How so? “Sometimes I’m lucky enough to feel the energy of each note. Sometimes I hear lines and colors in the music; sometimes I hear music in the images I make.” Diamond’s synesthesia when it comes to the different aspects of her art goes beyond the art itself. Her sense impressions are also teaching her “about kindness,” she attests. “At the beginning, I was terrified of musicians and artists, imagining that people who had devoted their lives to their art form would recoil at someone of autumn years and almost no training trying to jump into their world. But it was just the opposite. These consummately skilled, huge-hearted people opened their wings and took me in. Their kindness brings me to my knees.”
But the profound beauty of her photographic art, its celestial quality; the mesmerizing rapid-fire drawings; and the dulcet quality of her voice all raise her up to stand tall in the eyes of viewers and the ears of her listeners.

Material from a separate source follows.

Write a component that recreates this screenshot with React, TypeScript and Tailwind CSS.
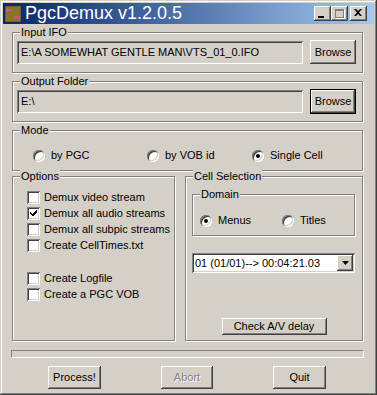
import React from 'react';

const raised =
  'bg-[#d4d0c8] shadow-[inset_-1px_-1px_#404040,inset_1px_1px_#ffffff,inset_-2px_-2px_#808080,inset_2px_2px_#d4d0c8]';
const sunken =
  'shadow-[inset_1px_1px_#808080,inset_-1px_-1px_#ffffff,inset_2px_2px_#404040,inset_-2px_-2px_#d4d0c8]';

function Group({ label, className, children }: { label: string; className?: string; children?: React.ReactNode }) {
  return (
    <div className={`relative border border-[#808080] shadow-[1px_1px_0_#ffffff,inset_1px_1px_0_#ffffff] ${className || ''}`}>
      <span className="absolute left-[7px] top-[-7px] bg-[#d4d0c8] px-[1px] leading-[13px]">{label}</span>
      {children}
    </div>
  );
}

function Button({ children, className, isDefault, disabled }: { children: React.ReactNode; className?: string; isDefault?: boolean; disabled?: boolean }) {
  const inner = (
    <div className={`flex h-full w-full items-center justify-center ${raised} ${disabled ? 'text-[#808080] [text-shadow:1px_1px_0_#ffffff]' : ''}`}>
      {children}
    </div>
  );
  if (isDefault) {
    return <div className={`border border-black ${className || ''}`}>{inner}</div>;
  }
  return <div className={className}>{inner}</div>;
}

function Radio({ checked, label, className }: { checked?: boolean; label: string; className?: string }) {
  return (
    <div className={`flex items-center ${className || ''}`}>
      <div className={`flex h-[12px] w-[12px] items-center justify-center rounded-full bg-white ${sunken}`}>
        {checked && <div className="h-[4px] w-[4px] rounded-full bg-black" />}
      </div>
      <span className="ml-[6px] leading-[13px]">{label}</span>
    </div>
  );
}

function Check({ checked, label }: { checked?: boolean; label: string }) {
  return (
    <div className="flex h-[16px] items-center">
      <div className={`relative h-[13px] w-[13px] bg-white ${sunken}`}>
        {checked && (
          <svg className="absolute left-[3px] top-[3px]" width="7" height="7" viewBox="0 0 7 7">
            <path d="M0 2h1v1h1v1h1V3h1V2h1V1h1V0h1v3h-1v1h-1v1h-1v1h-1v1H3V6H2V5H1V4H0z" fill="#000" />
          </svg>
        )}
      </div>
      <span className="ml-[4px] leading-[13px]">{label}</span>
    </div>
  );
}

function TextField({ value }: { value: string }) {
  return (
    <div className={`flex h-[23px] w-[286px] items-center pl-[4px] ${sunken}`}>
      <span className="whitespace-nowrap">{value}</span>
    </div>
  );
}

function AppIcon() {
  return (
    <svg width="16" height="16" viewBox="0 0 16 16">
      <rect width="16" height="16" fill="#85762c" />
      <rect x="0" y="0" width="16" height="16" fill="none" stroke="#5c5020" strokeWidth="1" />
      <path d="M1 4h6M3 2l-2 2 2 2M9 11h6M13 9l2 2-2 2" stroke="#ff30ff" strokeWidth="1" fill="none" />
    </svg>
  );
}

export default function App() {
  return (
    <div className="relative h-[395px] w-[377px] overflow-hidden bg-[#d4d0c8] p-[3px] font-['Liberation_Sans',Arial,sans-serif] text-[11px] text-black shadow-[inset_-1px_-1px_#404040,inset_1px_1px_#d4d0c8,inset_-2px_-2px_#808080,inset_2px_2px_#ffffff]">
      {/* title bar */}
      <div className="flex h-[21px] items-center bg-gradient-to-r from-[#0a246a] to-[#a6caf0] pl-[2px] pr-[7px]">
        <AppIcon />
        <span className="ml-[4px] text-[18px] leading-[21px] text-white">PgcDemux v1.2.0.5</span>
        <div className="ml-auto flex items-center">
          <div className={`relative h-[15px] w-[17px] ${raised}`}>
            <div className="absolute bottom-[3px] left-[4px] h-[2px] w-[6px] bg-black" />
          </div>
          <div className={`relative h-[15px] w-[17px] ${raised}`}>
            <div className="absolute left-[4px] top-[3px] h-[9px] w-[9px] border border-t-2 border-[#808080] shadow-[1px_1px_0_#ffffff]" />
          </div>
          <div className={`relative ml-[2px] h-[15px] w-[17px] ${raised}`}>
            <svg className="absolute left-[4px] top-[3px]" width="8" height="7" viewBox="0 0 8 7">
              <path d="M0 0h2l2 2 2-2h2L5 3.5 8 7H6L4 5 2 7H0l3-3.5z" fill="#000" />
            </svg>
          </div>
        </div>
      </div>

      <div className="flex flex-col pl-[9px] pr-[11px]">
        <Group label="Input IFO" className="mt-[8px] h-[41px]">
          <div className="flex items-center pl-[4px] pt-[7px]">
            <TextField value="E:\A SOMEWHAT GENTLE MAN\VTS_01_0.IFO" />
            <Button className="ml-[7px] h-[24px] w-[46px]">Browse</Button>
          </div>
        </Group>

        <Group label="Output Folder" className="mt-[8px] h-[41px]">
          <div className="flex items-center pl-[4px] pt-[7px]">
            <TextField value="E:\" />
            <Button isDefault className="ml-[7px] h-[25px] w-[46px]">Browse</Button>
          </div>
        </Group>

        <Group label="Mode" className="mt-[8px] h-[41px]">
          <div className="flex items-center pl-[20px] pt-[18px]">
            <Radio label="by PGC" className="w-[114px]" />
            <Radio label="by VOB id" className="w-[105px]" />
            <Radio label="Single Cell" checked />
          </div>
        </Group>

        <div className="mt-[5px] flex h-[165px] gap-[10px]">
          <Group label="Options" className="w-[163px]">
            <div className="flex flex-col pl-[14px] pt-[12px]">
              <Check label="Demux video stream" />
              <Check label="Demux all audio streams" checked />
              <Check label="Demux all subpic streams" />
              <Check label="Create CellTimes.txt" />
              <div className="h-[17px]" />
              <Check label="Create Logfile" />
              <Check label="Create a PGC VOB" />
            </div>
          </Group>

          <Group label="Cell Selection" className="flex w-[178px] flex-col">
            <Group label="Domain" className="ml-[6px] mr-[7px] mt-[17px] h-[42px]">
              <div className="flex items-center pl-[7px] pt-[19px]">
                <Radio label="Menus" checked className="w-[82px]" />
                <Radio label="Titles" />
              </div>
            </Group>
            <div className={`ml-[6px] mt-[17px] flex h-[20px] w-[163px] items-center bg-white pl-[3px] pr-[2px] ${sunken}`}>
              <span className="whitespace-nowrap">01 (01/01)--&gt; 00:04:21.03</span>
              <div className={`ml-auto flex h-[16px] w-[16px] items-center justify-center ${raised}`}>
                <svg width="7" height="4" viewBox="0 0 7 4">
                  <path d="M0 0h7L3.5 4z" fill="#000" />
                </svg>
              </div>
            </div>
            <div className="mt-auto flex justify-center pb-[5px]">
              <Button className="h-[17px] w-[105px]">Check A/V delay</Button>
            </div>
          </Group>
        </div>

        <div className="-ml-[1px] mt-[9px] h-[8px] w-[353px] border border-b-white border-l-[#808080] border-r-white border-t-[#808080]" />

        <div className="mt-[8px] flex pl-[36px]">
          <Button className="h-[23px] w-[53px]">Process!</Button>
          <Button disabled className="ml-[60px] h-[23px] w-[52px]">Abort</Button>
          <Button className="ml-[60px] h-[23px] w-[53px]">Quit</Button>
        </div>
      </div>
    </div>
  );
}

Still, Diamond is humble to a fault. “I’ve been very lucky this year to be included in Tree Talk, an exhibition curated by Paula Tognarelli at the Griffin Museum of Photography and in Illuminate 2018 at the Center for Fine Art Photography in Ft. Collins, Colo. About 25 of my bird silhouettes are hanging in Silverlake Coffee through June 2018 thanks to Dulce Stein, and I have a photo in Nina Zak Laddon’s spectacular CA 101 in Redondo Beach. Later in the year, I’ll have a piece in the Los Angeles Art Association Benefit Auction, will be showing in Perimeter V at Art Share LA, and will have a piece in the Black & White show at the Center for Fine Art Photography. And I’m absolutely out-of-my-mind thrilled to be scheduled for my first solo exhibition in the gallery at Moorpark College late this fall,” she says.